Cybersecurity is like a cat and mouse game between security providers and malware authors. While security vendors constantly update and refine their software with new technology and features, the same can be said about malware. Thus, while traditional security methods have become effective at preventing threats from affecting an organization, there are methods of maximizing security with a proactive incident response strategy. This is especially true for targeted attacks such as the recent Chessmaster campaign, which use a wide array of sophisticated tools and tactics, or with evolving malware such as Trickbot, which can be challenging to mitigate for traditional security methods alone, especially if they add evasion tools that allow them to slip through perimeter based security.
Cryptocurrency miners are examples of elusive malware that are on the rise in 2018. Many of these kinds of malware work in the background, without showing obvious signs that they are already using resources for mining – something that can be problematic for certain traditional security solutions.

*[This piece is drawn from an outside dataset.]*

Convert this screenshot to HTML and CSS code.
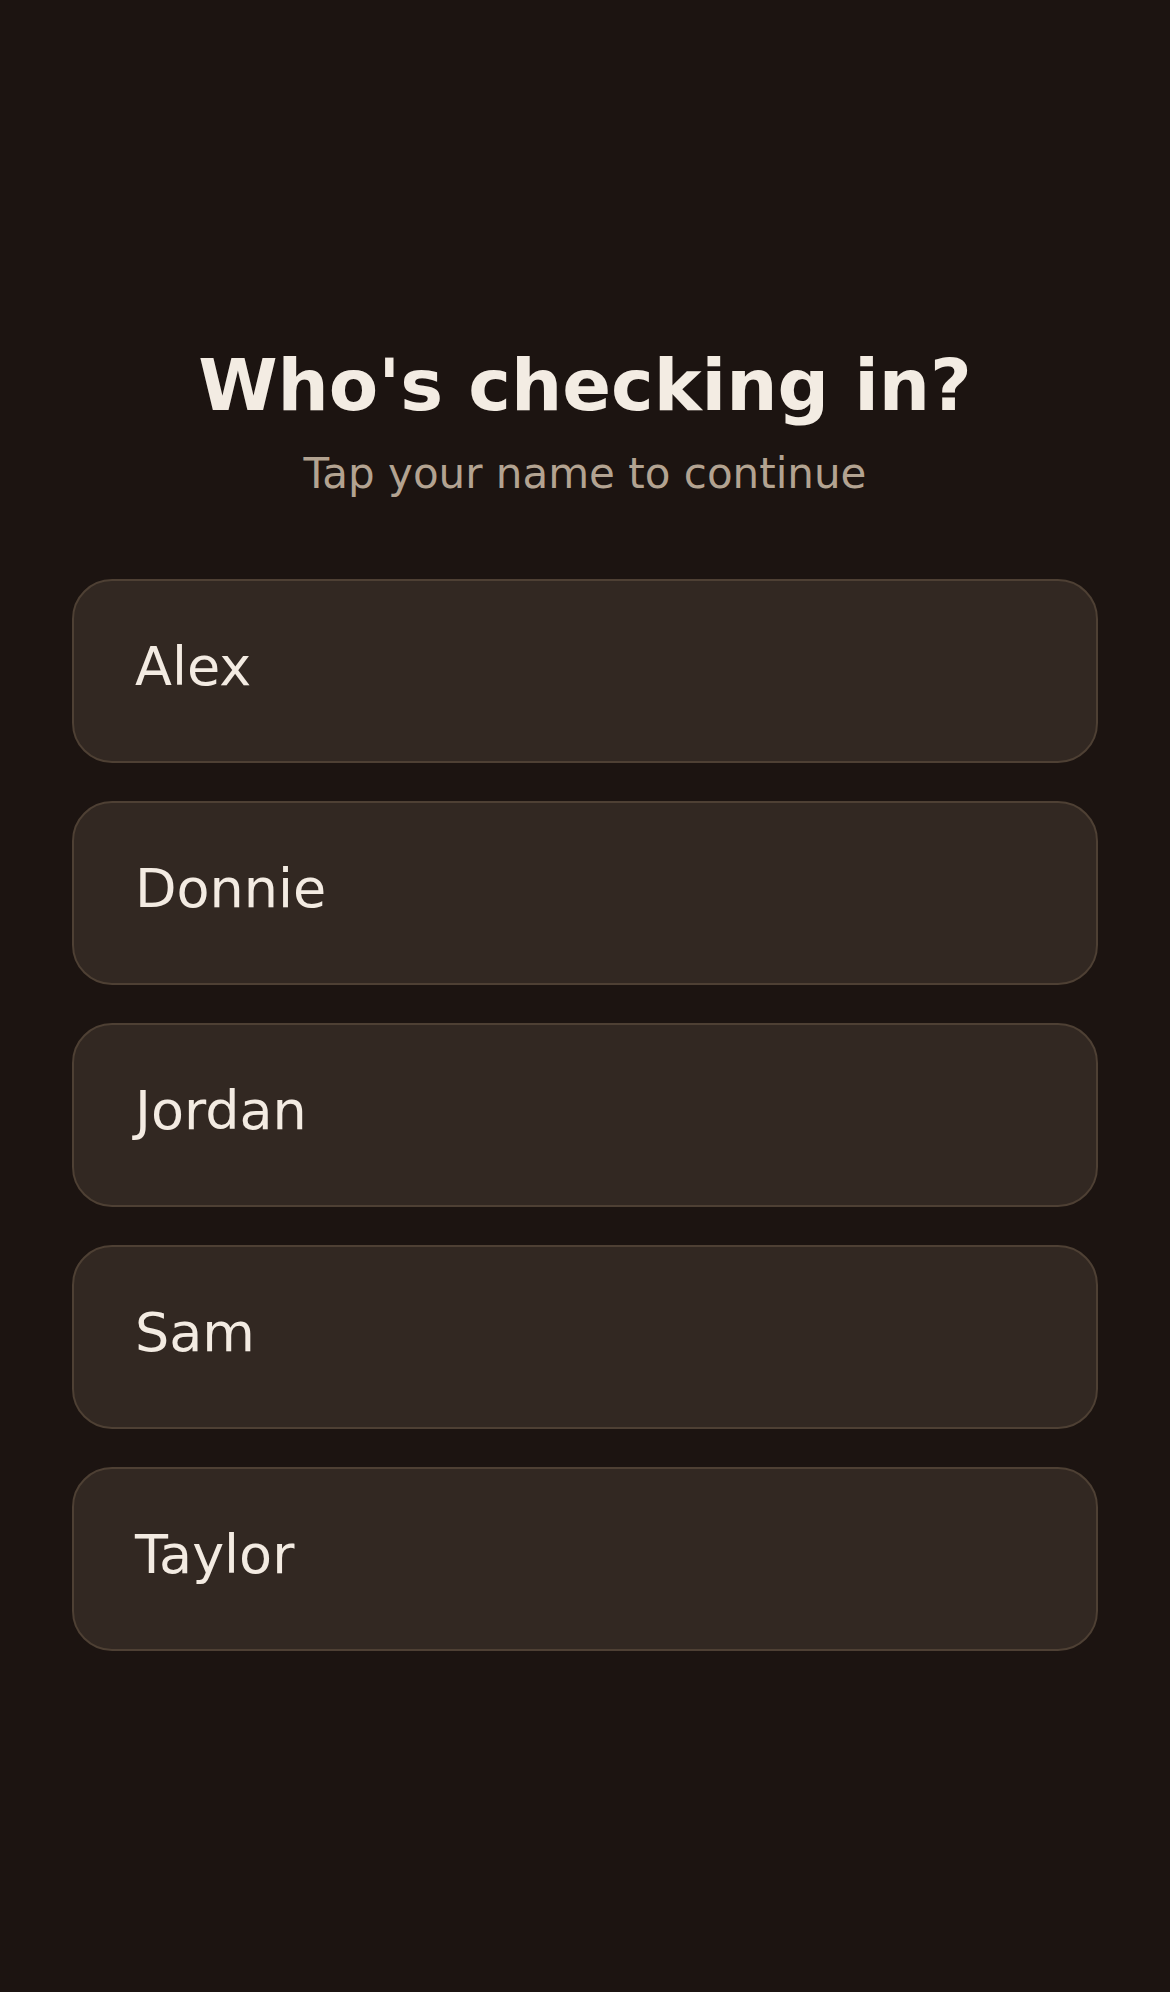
FILE: index.html
```html
<!DOCTYPE html>
<html>
	<head>
		<meta charset="utf-8">
		<title>Check in</title>
		<link rel="stylesheet" href="styles.css">
	</head>
	<body>
		<div class="checkin">
			<h1 class="title">Who's checking in?</h1>
			<p class="subtitle">Tap your name to continue</p>
			<ul class="people">
				<li class="person">Alex</li>
				<li class="person">Donnie</li>
				<li class="person">Jordan</li>
				<li class="person">Sam</li>
				<li class="person">Taylor</li>
			</ul>
		</div>
	</body>
</html>
```
FILE: styles.css
```css
*{
	margin: 0;
	padding: 0;
	box-sizing: border-box;
}
body{
	background-color: #1c1411;
	font-family: "DejaVu Sans", Verdana, sans-serif;
	color: #f3ebe2;
}
.checkin{
	min-height: 100vh;
	width: 1026px;
	margin: 0 auto;
	padding-top: 3px;
	display: flex;
	flex-direction: column;
	justify-content: center;
	align-items: center;
}
.title{
	font-size: 72px;
	font-weight: bold;
	line-height: 1.164;
	color: #f3ece3;
	text-align: center;
}
.subtitle{
	margin-top: 22px;
	font-size: 42px;
	line-height: 1.164;
	color: #b3a391;
	text-align: center;
}
.people{
	margin-top: 80px;
	width: 100%;
	list-style: none;
	display: flex;
	flex-direction: column;
	gap: 38px;
}
.person{
	height: 184px;
	display: flex;
	align-items: center;
	padding: 0 62px 8px 61px;
	font-size: 54px;
	background-color: #322822;
	border: 2px solid #4e4034;
	border-radius: 40px;
	cursor: pointer;
}
```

Employees that use personal laptops or works remotely compounds this issue, as perimeter-based security is even more limited in this scenario. With a proactive incident response strategy, the organization's security personnel can collect and analyze endpoint data, as well as provide intelligence on how to detect similar future attacks.
A successful attack can be devastating to both a company’s finances and reputation, especially when it comes to threats that directly affect customers and shareholders. Once an attack has done its damage to an organization, remediation can often take a large amount of time and resources. This is why it's important to address threats before they can do their damage. Given the sophisticated nature of many modern-day attacks, this often means that traditional security solutions have to be supplemented with a human element – often involving IT personnel and system administrators working with security tools to monitor the network, detect and respond to any threats on the network.
Other proactive incident response strategies that organizations can implement:
Keeping comprehensive logs of what happens within the network, which will allow IT personnel to track any suspicious activity such as C&C server communication and traffic from malicious URLs
Once an activity or data is deemed as suspicious, it should automatically be investigated to determine if it is malicious
Sifting through logs and data can be a challenge, but standardized alerts will help with streamlining the monitoring process
Actively monitoring the network for any potential threats, as well as quickly responding to these threats as they appear, can provide the organization’s security team the threat intelligence that they will need to identify malicious activities that may not be visible to traditional security solutions.